U.S. Treasuries Favored Over German Bunds Before Jackson Hole by Carmignac
Carmignac Gestion has switched to Treasuries from German debt on a bet that 10-year U.S. yields have further to fall because the Federal Reserve will support the world’s largest economy as it faces the risk of recession.
Treasury yields “will stay low and have a chance to go lower from current levels,” said Rose Ouahba, who helps oversee the equivalent of $72 billion as head of the Paris-based fund’s fixed-income team. “The U.S. will have very low growth and we are facing the risk of recession, even though it’s not our central forecast. Monetary policy will stay accommodative.”
Treasuries have handed investors a 3.1 percent return this month, Bank of America Merrill Lynch data show, as investors seek the relative safety of government debt on signs the U.S. economy is faltering and after the Fed pledged on Aug. 9 to keep borrowing costs near zero until at least mid-2013.

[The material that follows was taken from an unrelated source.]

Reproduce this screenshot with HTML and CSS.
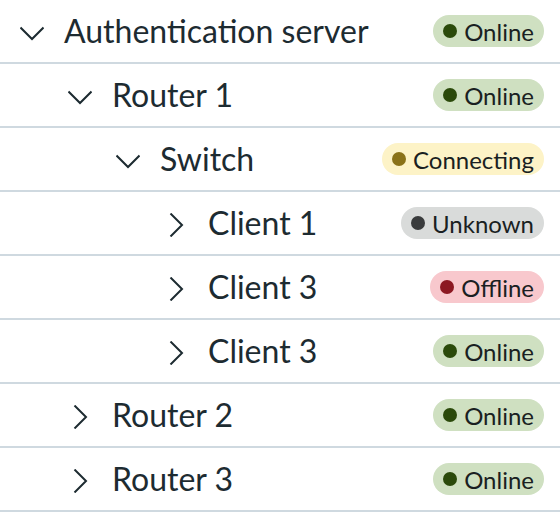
FILE: index.html
```html
<!DOCTYPE html>
<html lang="en">

<head>
    <meta charset="UTF-8" />
    <meta name="viewport" content="width=device-width, initial-scale=1.0" />
    <title>Network tree</title>
    <link rel="stylesheet" href="styles.css">
</head>

<body>
    <ul class="tree">
        <li class="node level-0">
            <svg class="chevron" viewBox="0 0 24 24"><polyline points="0.5,6.5 12,18 23.5,6.5" /></svg>
            <span class="label">Authentication server</span>
            <span class="status online"><i class="dot"></i>Online</span>
        </li>
        <li class="node level-1">
            <svg class="chevron" viewBox="0 0 24 24"><polyline points="0.5,6.5 12,18 23.5,6.5" /></svg>
            <span class="label">Router 1</span>
            <span class="status online"><i class="dot"></i>Online</span>
        </li>
        <li class="node level-2">
            <svg class="chevron" viewBox="0 0 24 24"><polyline points="0.5,6.5 12,18 23.5,6.5" /></svg>
            <span class="label">Switch</span>
            <span class="status connecting"><i class="dot"></i>Connecting</span>
        </li>
        <li class="node level-3">
            <svg class="chevron" viewBox="0 0 24 24"><polyline points="6.5,0.5 18,12 6.5,23.5" /></svg>
            <span class="label">Client 1</span>
            <span class="status unknown"><i class="dot"></i>Unknown</span>
        </li>
        <li class="node level-3">
            <svg class="chevron" viewBox="0 0 24 24"><polyline points="6.5,0.5 18,12 6.5,23.5" /></svg>
            <span class="label">Client 3</span>
            <span class="status offline"><i class="dot"></i>Offline</span>
        </li>
        <li class="node level-3">
            <svg class="chevron" viewBox="0 0 24 24"><polyline points="6.5,0.5 18,12 6.5,23.5" /></svg>
            <span class="label">Client 3</span>
            <span class="status online"><i class="dot"></i>Online</span>
        </li>
        <li class="node level-1">
            <svg class="chevron" viewBox="0 0 24 24"><polyline points="6.5,0.5 18,12 6.5,23.5" /></svg>
            <span class="label">Router 2</span>
            <span class="status online"><i class="dot"></i>Online</span>
        </li>
        <li class="node level-1">
            <svg class="chevron" viewBox="0 0 24 24"><polyline points="6.5,0.5 18,12 6.5,23.5" /></svg>
            <span class="label">Router 3</span>
            <span class="status online"><i class="dot"></i>Online</span>
        </li>
    </ul>
</body>

</html>
```

FILE: styles.css
```css
:root {
    --text: #1d2b31;
    --line: #cfd9e0;
}

body {
    margin: 0;
    font-family: Lato, 'Noto Sans', sans-serif;
    color: var(--text);
    background: #fff;
}

.tree {
    list-style: none;
    margin: 0;
    padding: 0;
}

.node {
    display: flex;
    align-items: center;
    height: 62px;
    border-bottom: 2px solid var(--line);
    padding-right: 16px;
}

.level-0 { padding-left: 20px; }
.level-1 { padding-left: 68px; }
.level-2 { padding-left: 116px; }
.level-3 { padding-left: 164px; }

.chevron {
    width: 24px;
    height: 24px;
    margin: 4px 20px 0 0;
    flex: none;
    fill: none;
    stroke: var(--text);
    stroke-width: 2;
}

.label {
    flex: 1;
    font-size: 32px;
    line-height: 1;
}

.status {
    display: inline-flex;
    align-items: center;
    gap: 7px;
    height: 32px;
    padding: 0 10px 0 10px;
    border-radius: 16px;
    font-size: 24px;
    color: #1a1f22;
    box-sizing: border-box;
}

.dot {
    width: 14px;
    height: 14px;
    border-radius: 50%;
}

.online { background: #cfe0c1; }
.online .dot { background: #2b4a0b; }

.connecting { background: #fdf3c7; }
.connecting .dot { background: #8a7218; }

.unknown { background: #d9dbda; }
.unknown .dot { background: #393b3c; }

.offline { background: #f8c8cd; }
.offline .dot { background: #8c1822; }
```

They’ve been boosted by speculation Fed Chairman Ben S. Bernanke will signal more steps to spur the economy through debt purchases when he speaks Aug. 26 in Jackson Hole, Wyoming. Bernanke used the Kansas City Fed’s annual conference for global central bankers last year to hint at a second round of so-called quantitative easing, in which the Fed purchased $600 billion of Treasuries from November 2010 to June.
Ten-year Treasury yields were 2.14 percent at 12:25 p.m. in London. They fell to a record 1.9735 percent on Aug. 18.
Carmignac increased its holdings of Treasuries at the expense of bunds at the end of July, when the 10-year yield was around 2.80 percent, Ouahba said. The fund bet that U.S. policy makers would agree to raise the nation’s debt ceiling and that this would narrow the yield difference, or spread, between U.S. and German 10-year securities.
The 10-year Treasury note yield spread over similar- maturity German bunds has narrowed to four basis points today, from 26 basis points on July 29.
“We believed that the U.S. would find an agreement by Aug. 2, so it made sense to shift from German exposure to U.S. exposure,” Ouahba said.
The 25 billion-euro Carmignac Patrimoine fund had 11 percent of its bond allocation in Treasuries by the middle of August, up from 4.5 percent in mid-July, it said by e-mail. Of Carmignac’s $72 billion of assets under management, 46 percent was in fixed-income securities as of June 30, according to the company’s website.
U.S. growth in the second quarter slowed to a pace that has typically been followed by a contraction within a year, according to data since World War II used in an April study by Jeremy Nalewaik, a Fed board staff economist. Gross domestic product, adjusted for inflation, cooled to a 1.6 percent rate in the second quarter from a year earlier.
Growth is “considerably slower” than anticipated, the Federal Open Market Committee said in a statement on Aug. 9. The Philadelphia Fed’s general economic index dropped to minus 30.7 this month, the lowest since March 2009, when the economy was in recession.
Carmignac isn’t fazed by Standard & Poor’s Aug. 5 decision to cut the U.S. credit rating to AA+ from AAA, Ouahba said.
“The action of S&P was more a political message,” she said. “We don’t think this is going to be an issue, especially because the Fed has the option to print money in case of a supply shock in the U.S. market.”